Imagine yourself as a prisoner in a foreign land where no one speaks your language or worships your God. Your fellow cellmates come and go from the cellblock according to no apparent logic or design. Your hope of return is negligible. What do you do? Yes, what do you do? You mark the passing of the days on the walls—the first day, the second day, the third day. You watch for signs, any passing signs of the creations associated with these days in your surroundings—the song of a bird outside the wall, the vestiges of the season’s crops in your gruel … Sure, the Babylonians can take many things from me, but they can’t take the sun and the moon, the succession of days, the light of God which shines in my heart. It is “over the face of the waters” that the wind of God sweeps, creating certain orders that even the most diabolical of captors cannot take away. It is out of chaos that God creates order. Indeed, it is in the midst of chaos that God’s light shines clearest.[1]

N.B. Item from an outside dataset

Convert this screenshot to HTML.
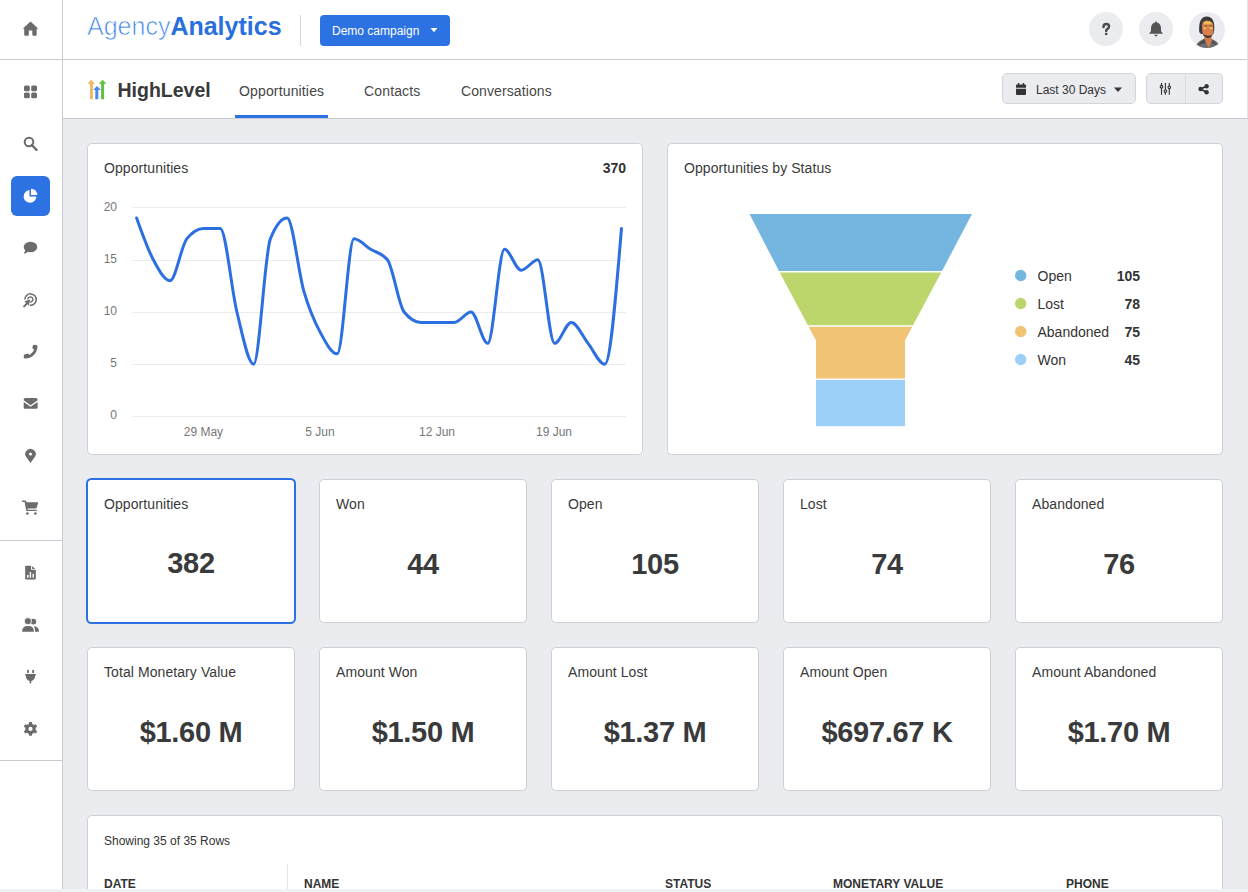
<!DOCTYPE html>
<html><head><meta charset="utf-8">
<style>
*{box-sizing:border-box;margin:0;padding:0}
html,body{width:1248px;height:892px;overflow:hidden;background:#fff;font-family:"Liberation Sans",sans-serif;color:#333}
.abs{position:absolute}
#side{position:absolute;left:0;top:0;width:63px;height:892px;background:#fff;border-right:1px solid #c8cbd0}
.hl{position:absolute;left:0;width:62px;height:1px;background:#c8cbd0}
#main{position:absolute;left:63px;top:119px;width:1185px;height:773px;background:#ebecf0}
#top{position:absolute;left:63px;top:0;width:1185px;height:60px;background:#fff;border-bottom:1px solid #c8cbd0}
#sub{position:absolute;left:63px;top:60px;width:1185px;height:59px;background:#fff;border-bottom:1px solid #c8cbd0}
.card{position:absolute;background:#fff;border:1px solid #cdd0d5;border-radius:4.5px}
.ct{position:absolute;left:16px;top:16px;font-size:14px;line-height:16px;color:#3a3a3a;letter-spacing:0.08px}
.stat{width:208px;height:144px}
.stat .v{position:absolute;left:0;right:0;top:69px;text-align:center;font-size:29px;line-height:30px;font-weight:bold;color:#393a3b;letter-spacing:-0.3px}
.btn{position:absolute;background:#ebecef;border:1px solid #d3d5d9;border-radius:5px}
.circ{position:absolute;width:34px;height:34px;border-radius:50%;background:#ebecef}
.th{position:absolute;top:877px;font-size:12px;font-weight:bold;color:#333;line-height:14px}
svg{position:absolute;overflow:visible}
</style></head><body>
<div id="side">
 <div class="hl" style="top:59px"></div>
 <div class="hl" style="top:540px"></div>
 <div class="hl" style="top:760px"></div>
 <div class="abs" style="left:11px;top:176px;width:39px;height:40px;background:#2c72e3;border-radius:6px"></div>
</div>
<div id="top">
 <div class="abs" style="left:24px;top:11px;font-size:25px;line-height:30px;white-space:nowrap"><span style="color:#3d84e8;-webkit-text-stroke:0.7px #fff">Agency</span><b style="color:#2a6fde">Analytics</b></div>
 <div class="abs" style="left:237px;top:15px;width:1px;height:31px;background:#d5d6d9"></div>
 <div class="abs" style="left:257px;top:15px;width:130px;height:31px;background:#2c72e3;border-radius:4px;color:#fff;font-size:12px;line-height:33px;padding-left:12px">Demo campaign</div>
 <svg style="left:367px;top:28px" width="8" height="5"><path d="M0.5,0 L7.5,0 L4,4.2 Z" fill="#fff"/></svg>
 <div class="circ" style="left:1026px;top:12px"></div>
 <div class="circ" style="left:1076px;top:12px"></div>
 <div class="abs" style="left:1126px;top:12px;width:36px;height:36px;border-radius:50%;background:#ebecef;overflow:hidden">
  <svg style="left:0;top:0" width="36" height="36">
   <path d="M6,36 Q7.5,30 13.5,27.5 L16,26 L21,26 L24,27.5 Q30,30 31,36 Z" fill="#6c6d6e"/>
   <path d="M9,33 Q12,29 15.5,27.5 L17,31 Z M28,33 Q25,29 22,27.5 L21,30.5 Z" fill="#4a4b4c"/>
   <path d="M15.3,24 L22.3,24 L23,29 L19.5,36 L16.5,29.5 Z" fill="#d27b4b"/>
   <path d="M10.2,20 Q9.2,5 17.8,4.6 Q26.2,5 25.2,18 L24.4,22 L12,22 Z" fill="#393a3b"/>
   <path d="M13,12.5 Q13.5,8.5 18.5,8.6 Q24.2,8.8 24.2,14 L24.3,19 Q24,25.5 19.2,26 Q14.2,25.8 13.4,20 Z" fill="#d8814c"/>
   <path d="M13.4,20 Q14.2,25.8 19.2,26 Q24,25.5 24.3,19 L23.5,22.5 Q21,24 19,23.8 Q16.5,24 13.9,22 Z" fill="#3d3535"/>
   <path d="M15,10.5 Q18,8.6 22.5,10.5 L22,12.5 Q18.5,11.6 15.5,12.8 Z" fill="#f0c25a"/>
   <path d="M14.3,15.4 L16.8,15 L16.6,17.4 L14.6,17.2 Z M20.5,15 L23.6,15.2 L23.2,17.2 L20.8,17 Z" fill="#efc05a"/>
   <path d="M15.5,14 L17.8,13.8 M20.5,13.8 L23,14" stroke="#4a3a30" stroke-width="0.7"/>
  </svg>
 </div>
</div>
<div id="sub">
 <div class="abs" style="left:54.5px;top:17.5px;font-size:19.5px;line-height:24px;font-weight:bold;color:#393939">HighLevel</div>
 <div class="abs" style="left:176px;top:23px;font-size:14px;line-height:16px;color:#444;letter-spacing:0.15px">Opportunities</div>
 <div class="abs" style="left:172px;top:55px;width:93px;height:3px;background:#2c72e3"></div>
 <div class="abs" style="left:301px;top:23px;font-size:14px;line-height:16px;color:#484848;letter-spacing:0.15px">Contacts</div>
 <div class="abs" style="left:398px;top:23px;font-size:14px;line-height:16px;color:#484848;letter-spacing:0.1px">Conversations</div>
 <div class="btn" style="left:939px;top:13px;width:134px;height:31px"></div>
 <div class="abs" style="left:973px;top:22px;font-size:12px;line-height:16px;color:#333">Last 30 Days</div>
 <div class="btn" style="left:1083px;top:13px;width:77px;height:31px"></div>
 <div class="abs" style="left:1122px;top:14px;width:1px;height:29px;background:#dcdde0"></div>
</div>
<div id="main"></div>
<div class="card" style="left:87px;top:143px;width:556px;height:312px">
 <div class="ct">Opportunities</div>
 <div class="abs" style="right:16px;top:16px;font-size:14px;line-height:16px;font-weight:bold">370</div>
</div>
<div class="card" style="left:667px;top:143px;width:556px;height:312px">
 <div class="ct">Opportunities by Status</div>
</div>
<div class="card stat" style="left:86px;top:478px;width:210px;height:146px;border:2px solid #2c72e3;border-radius:5.5px"><div class="ct" style="left:16px;top:16px">Opportunities</div><div class="v" style="top:68px">382</div></div>
<div class="card stat" style="left:319px;top:479px"><div class="ct">Won</div><div class="v">44</div></div>
<div class="card stat" style="left:551px;top:479px"><div class="ct">Open</div><div class="v">105</div></div>
<div class="card stat" style="left:783px;top:479px"><div class="ct">Lost</div><div class="v">74</div></div>
<div class="card stat" style="left:1015px;top:479px"><div class="ct">Abandoned</div><div class="v">76</div></div>
<div class="card stat" style="left:87px;top:647px"><div class="ct">Total Monetary Value</div><div class="v">$1.60 M</div></div>
<div class="card stat" style="left:319px;top:647px"><div class="ct">Amount Won</div><div class="v">$1.50 M</div></div>
<div class="card stat" style="left:551px;top:647px"><div class="ct">Amount Lost</div><div class="v">$1.37 M</div></div>
<div class="card stat" style="left:783px;top:647px"><div class="ct">Amount Open</div><div class="v">$697.67 K</div></div>
<div class="card stat" style="left:1015px;top:647px"><div class="ct">Amount Abandoned</div><div class="v">$1.70 M</div></div>
<div class="card" style="left:87px;top:815px;width:1136px;height:200px">
 <div class="abs" style="left:16px;top:18px;font-size:12px;line-height:14px;color:#333">Showing 35 of 35 Rows</div>
 <div class="abs" style="left:199px;top:48px;width:1px;height:40px;background:#e3e4e7"></div>
</div>
<div class="th" style="left:104px">DATE</div>
<div class="th" style="left:304px">NAME</div>
<div class="th" style="left:665px">STATUS</div>
<div class="th" style="left:833px">MONETARY VALUE</div>
<div class="th" style="left:1066px">PHONE</div>
<div class="abs" style="left:0;top:889px;width:1248px;height:3px;background:#f1f2f4"></div>
<div class="abs" style="left:1247px;top:0;width:1px;height:118px;background:#e4e5e8"></div>

<svg style="left:0;top:0" width="1248" height="892">
 <g stroke="#ececee" stroke-width="1">
  <line x1="132" x2="626" y1="207.5" y2="207.5"/><line x1="132" x2="626" y1="260.5" y2="260.5"/><line x1="132" x2="626" y1="312.5" y2="312.5"/><line x1="132" x2="626" y1="364.5" y2="364.5"/><line x1="132" x2="626" y1="416.5" y2="416.5"/>
 </g>
 <g font-family="Liberation Sans" font-size="12" fill="#777" text-anchor="end">
  <text x="117" y="211">20</text><text x="117" y="263.3">15</text><text x="117" y="315.3">10</text><text x="117" y="367.3">5</text><text x="117" y="419.3">0</text>
 </g>
 <g font-family="Liberation Sans" font-size="12" fill="#777" text-anchor="middle">
  <text x="203.4" y="436">29 May</text><text x="320" y="436">5 Jun</text><text x="437" y="436">12 Jun</text><text x="554" y="436">19 Jun</text>
 </g>
 <path d="M136.60,217.95 C142.17,233.62 147.75,249.30 153.32,259.75 C158.89,270.20 164.47,280.65 170.04,280.65 C175.61,280.65 181.19,245.82 186.76,238.85 C192.33,231.88 197.91,228.40 203.48,228.40 C209.05,228.40 214.63,228.40 220.20,228.40 C225.77,228.40 231.35,289.36 236.92,312.00 C242.49,334.64 248.07,364.25 253.64,364.25 C259.21,364.25 264.79,252.78 270.36,238.85 C275.93,224.92 281.51,217.95 287.08,217.95 C292.65,217.95 298.23,271.94 303.80,291.10 C309.37,310.26 314.95,322.45 320.52,332.90 C326.09,343.35 331.67,353.80 337.24,353.80 C342.81,353.80 348.39,238.85 353.96,238.85 C359.53,238.85 365.11,245.82 370.68,249.30 C376.25,252.78 381.83,252.78 387.40,259.75 C392.97,266.72 398.55,305.03 404.12,312.00 C409.69,318.97 415.27,322.45 420.84,322.45 C426.41,322.45 431.99,322.45 437.56,322.45 C443.13,322.45 448.71,322.45 454.28,322.45 C459.85,322.45 465.43,312.00 471.00,312.00 C476.57,312.00 482.15,343.35 487.72,343.35 C493.29,343.35 498.87,249.30 504.44,249.30 C510.01,249.30 515.59,270.20 521.16,270.20 C526.73,270.20 532.31,259.75 537.88,259.75 C543.45,259.75 549.03,343.35 554.60,343.35 C560.17,343.35 565.75,322.45 571.32,322.45 C576.89,322.45 582.47,336.38 588.04,343.35 C593.61,350.32 599.19,364.25 604.76,364.25 C610.33,364.25 615.91,296.32 621.48,228.40" fill="none" stroke="#2c6fe0" stroke-width="3" stroke-linecap="round" stroke-linejoin="round"/>
 <polygon points="749.5,214 972,214 942,271 779,271" fill="#74b6e0"/>
 <polygon points="779.8,272.6 941.2,272.6 913,325.3 807.8,325.3" fill="#bdd66c"/>
 <polygon points="808.6,326.8 912.2,326.8 905,340.4 905,378.4 816,378.4 816,340.4" fill="#f1c374"/>
 <rect x="816" y="379.8" width="89" height="46.4" fill="#9dd0f9"/>
 <g font-family="Liberation Sans" font-size="14">
  <circle cx="1020.7" cy="275.5" r="5.7" fill="#74b6e0"/><circle cx="1020.7" cy="303.5" r="5.7" fill="#bdd66c"/><circle cx="1020.7" cy="331.5" r="5.7" fill="#f1c374"/><circle cx="1020.7" cy="359.5" r="5.7" fill="#9dd0f9"/>
  <g fill="#333"><text x="1037.5" y="280.5">Open</text><text x="1037.5" y="308.5">Lost</text><text x="1037.5" y="336.5">Abandoned</text><text x="1037.5" y="364.5">Won</text></g>
  <g fill="#333" font-weight="bold" text-anchor="end"><text x="1140" y="280.5">105</text><text x="1140" y="308.5">78</text><text x="1140" y="336.5">75</text><text x="1140" y="364.5">45</text></g>
 </g>
 <!-- sidebar icons -->
 <g fill="#6b6b6b">
  <path d="M30.5,21.6 L38.3,28.7 L36.7,28.7 L36.7,34.8 Q36.7,35.8 35.7,35.8 L33.3,35.8 Q32.3,35.8 32.3,34.8 L32.3,30.5 L28.8,30.5 L28.8,34.8 Q28.8,35.8 27.8,35.8 L25.2,35.8 Q24.2,35.8 24.2,34.8 L24.2,28.7 L22.7,28.7 Z"/>
  <rect x="24" y="85.5" width="5.8" height="5.8" rx="1.6"/><rect x="31.2" y="85.5" width="5.8" height="5.8" rx="1.6"/><rect x="24" y="92.5" width="5.8" height="5.8" rx="1.6"/><rect x="31.2" y="92.5" width="5.8" height="5.8" rx="1.6"/>
  <circle cx="29" cy="142" r="4.3" fill="none" stroke="#6b6b6b" stroke-width="2"/><path d="M31.8,145 L36.5,149.8" stroke="#6b6b6b" stroke-width="2.4" stroke-linecap="round"/>
  <ellipse cx="30.5" cy="247" rx="6.8" ry="5.35"/><path d="M25.6,250 L23.6,253.7 Q26.2,253.3 28.4,251.6 Z"/>
  <g fill="none" stroke="#6b6b6b"><path d="M24.8,299.6 A5.7,5.7 0 1 1 29.6,305.2" stroke-width="1.5"/><path d="M27.8,299.4 A2.55,2.55 0 1 1 30.2,301.95" stroke-width="1.4"/><path d="M24.1,306.4 L27.6,302.9" stroke-width="2" stroke-linecap="round"/></g>
  <path d="M24.4,301.3 L30.4,299.5 L28.6,305.6 Z"/>
  <path d="M33.2,344.8 L36.3,345 Q37.6,345.3 37.5,346.6 Q37.3,352.5 32.5,356.3 Q28.6,358.9 24.8,358.5 Q23.6,358.3 23.7,357.2 L23.9,354.7 L28,353.4 L29.6,355 Q33.3,352.5 34.2,349.6 L32.2,348.3 Z"/>
  <path d="M23.7,399.6 Q23.7,398.1 25.2,398.1 L36.1,398.1 Q37.6,398.1 37.6,399.6 L37.6,400.3 L30.65,405.3 L23.7,400.3 Z M23.7,401.9 L30.65,406.7 L37.6,401.9 L37.6,407.6 Q37.6,408.8 36.4,408.8 L24.9,408.8 Q23.7,408.8 23.7,407.6 Z"/>
  <path d="M30.5,463 L26.4,457.3 A5.2,5.2 0 1 1 34.6,457.3 Z M30.5,452.4 A1.6,1.6 0 1 0 30.5,455.6 A1.6,1.6 0 1 0 30.5,452.4 Z" fill-rule="evenodd"/>
  <path d="M22.6,500.6 L25,500.6 Q26.2,500.6 26.4,501.8 L26.5,502.2 L37.6,502.2 Q38.3,502.2 38.1,503 L36.6,507.9 Q36.4,508.5 35.8,508.5 L27.5,508.5 L27.7,509.8 L36.2,509.8 Q36.9,509.8 36.9,510.45 Q36.9,511.1 36.2,511.1 L26.9,511.1 Q26.3,511.1 26.2,510.5 L24.6,502 L22.6,502 Q21.9,502 21.9,501.3 Q21.9,500.6 22.6,500.6 Z"/><circle cx="27.4" cy="513.5" r="1.35"/><circle cx="35.4" cy="513.5" r="1.35"/>
  <path d="M26.2,565.7 L31.1,565.7 L31.1,569 Q31.1,569.9 32,569.9 L35.8,569.9 L35.8,578.5 Q35.8,579.5 34.8,579.5 L26.2,579.5 Q25.2,579.5 25.2,578.5 L25.2,566.7 Q25.2,565.7 26.2,565.7 Z M27,575 L28.6,575 L28.6,577.8 L27,577.8 Z M29.7,572.1 L31.1,572.1 L31.1,577.8 L29.7,577.8 Z M32.5,573.8 L33.9,573.8 L33.9,577.8 L32.5,577.8 Z" fill-rule="evenodd"/>
  <path d="M32.1,566.1 L35.4,569.2 L32.1,569.2 Z"/>
  <circle cx="33.3" cy="621.6" r="2.9"/><circle cx="27.9" cy="621.2" r="3.6" stroke="#fff" stroke-width="0.9"/>
  <path d="M22.1,631.8 Q22.1,626.1 27.5,626.1 L28.6,626.1 Q33.9,626.1 33.9,631.8 Z"/><path d="M34,626.3 Q38.9,626.6 39,631.8 L35.1,631.8 Q35,628.6 34,626.3 Z"/>
  <rect x="27" y="669.8" width="1.9" height="3.4" rx="0.9"/><rect x="32.2" y="669.8" width="1.9" height="3.4" rx="0.9"/>
  <path d="M25.2,673.9 L35.8,673.9 L35.8,675.6 L35.1,675.6 Q35.2,680 31.3,681 L31.3,682.8 Q31.3,683.6 30.45,683.6 Q29.6,683.6 29.6,682.8 L29.6,681 Q25.7,680 25.8,675.6 L25.2,675.6 Z"/>
  <path d="M28.80,723.90 L29.15,722.00 L31.85,722.00 L32.20,723.90 L33.98,724.93 L35.80,724.28 L37.15,726.62 L35.68,727.87 L35.68,729.93 L37.15,731.18 L35.80,733.52 L33.98,732.87 L32.20,733.90 L31.85,735.80 L29.15,735.80 L28.80,733.90 L27.02,732.87 L25.20,733.52 L23.85,731.18 L25.32,729.93 L25.32,727.87 L23.85,726.62 L25.20,724.28 L27.02,724.93 Z M30.50,726.80 A2.1,2.1 0 1 0 30.50,731.00 A2.1,2.1 0 1 0 30.50,726.80 Z" fill-rule="evenodd"/>
 </g>
 <!-- active pie icon -->
 <g fill="#fff">
  <path d="M29.5,190 A6.4,6.4 0 1 0 36.4,196.6 L29.5,196.6 Z"/>
  <path d="M31,188.7 A6.3,6.3 0 0 1 37.3,195 L31,195 Z"/>
 </g>
 <!-- top icons -->
 <g fill="#555">
  <path d="M1103.5,27 Q1103.6,24 1106.3,24 Q1109,24 1109,26.5 Q1109,28 1107.5,28.8 Q1106.2,29.5 1106.2,31" fill="none" stroke="#4d4d4d" stroke-width="2.5" stroke-linecap="round"/><circle cx="1106.2" cy="34" r="1.35" fill="#4d4d4d"/>
  <path d="M1156,21.5 Q1157,21.5 1157,22.6 Q1161,23.6 1161,28.5 L1161,31 L1163,33.8 L1149,33.8 L1151,31 L1151,28.5 Q1151,23.6 1155,22.6 Q1155,21.5 1156,21.5 Z M1154.3,34.8 L1157.7,34.8 Q1157.5,36.6 1156,36.6 Q1154.5,36.6 1154.3,34.8 Z"/>
 </g>
 <!-- sub header icons -->
 <g fill="#333">
  <path d="M1016,85.5 Q1016,84.5 1017,84.5 L1025,84.5 Q1026,84.5 1026,85.5 L1026,87.8 L1016,87.8 Z M1016,88.8 L1026,88.8 L1026,94 Q1026,95 1025,95 L1017,95 Q1016,95 1016,94 Z"/>
  <rect x="1017.8" y="83" width="1.5" height="2.5" rx="0.5"/><rect x="1022.7" y="83" width="1.5" height="2.5" rx="0.5"/>
  <path d="M1114,87.5 L1122,87.5 L1118,92 Z"/>
  <g stroke="#333" stroke-width="1.1"><line x1="1161.5" y1="83" x2="1161.5" y2="94.8"/><line x1="1165.4" y1="83" x2="1165.4" y2="94.8"/><line x1="1169.3" y1="83" x2="1169.3" y2="94.8"/></g>
  <g fill="#ebecef" stroke="#333" stroke-width="1.1"><circle cx="1161.5" cy="86.7" r="1.3"/><circle cx="1165.4" cy="91.1" r="1.3"/><circle cx="1169.3" cy="87.3" r="1.3"/></g>
  <circle cx="1206.6" cy="86.2" r="2.2"/><circle cx="1206.6" cy="92.3" r="2.2"/><circle cx="1200.6" cy="89" r="2.2"/><path d="M1200.6,89 L1206.6,86.2 M1200.6,89 L1206.6,92.3" stroke="#333" stroke-width="1.8"/>
 </g>
 <!-- highlevel logo -->
 <g>
  <path d="M91.2,79.8 L95,83.8 L92.9,83.8 L92.9,99.2 L90,99.2 L90,83.8 L87.5,83.8 Z" fill="#f0b862"/>
  <path d="M97,85.9 L101,90.1 L98.3,90.1 L98.3,99.2 L95.3,99.2 L95.3,90.1 L93.1,90.1 Z" fill="#4a88ea"/>
  <path d="M102.6,79.8 L106.6,83.8 L104.1,83.8 L104.1,99.2 L101.1,99.2 L101.1,83.8 L98.7,83.8 Z" fill="#62c040"/>
 </g>
</svg>
</body></html>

This is what the creation story affirms. In the midst of chaos, the people of Israel declared that they worshipped the God who brought order out of chaos. In the face of darkness they told of a God who spoke light, and there was light. When their identity as the people of God was challenged, they gave their faith to the God who said: “Let us make humankind in our image, according to our likeness; and let them have dominion over the fish of the sea, and over the birds of the air, and over the cattle, and over all the wild animals of the earth, and over every creeping thing that creeps upon the earth.” The creation story speaks of light and order and life not because it is ignoring the reality of darkness and chaos and death but in response to that very darkness and chaos and death. It looks at chaos and says that greater than all this is God the Creator. Not only that, but in the words of today’s psalm, God the Creator cares about us! “When I look at your heavens, the work of your fingers, the moon and the stars that you have established; what are human beings that you are mindful of them, mortals that you care for them?” (Psalm 8:3-4) Human beings are made in the very image of God and are given our own part to play in caring for God’s creation. This is the affirmation that the people of Israel made in the middle of their Exile. This is the affirmation that we can hold to when life is at its darkest and most chaotic – we worship a God who brings light out of darkness and order out of chaos.

More than that, as Christians we worship a God who entered into the darkness and chaos and lived it with us. When Jesus was baptised by John in the Jordan he did what all of us do in baptism, he symbolically entered the waters of chaos, drowned in them, and then rose again to new life. Every time we baptise someone we symbolically kill them and raise them to new life. For Jesus, of course, that death and new life was more than symbolic. God not only brought order out of chaos, God experienced that chaos in love for and solidarity with us.

That’s the comfort that the Church offers at funerals, or at any time when the chaos of life overwhelms us. We are not left alone in that chaos. Just as God was still with the people of Israel during the Exile, God is still with us in the deepest darkness. Chaos still happens, and will until the coming of that new heaven and earth to which we all look forward. There are times when life is utterly unfair. But in Jesus God entered that chaos and experienced that unfairness, and because of that we can be certain that, whatever happens, we are not alone. For that we can give thanks to God. Amen.

[1] Richard N. Boyce, ‘Genesis 1:1-5’, Interpretation 50 no 4 (1996), p 395-6.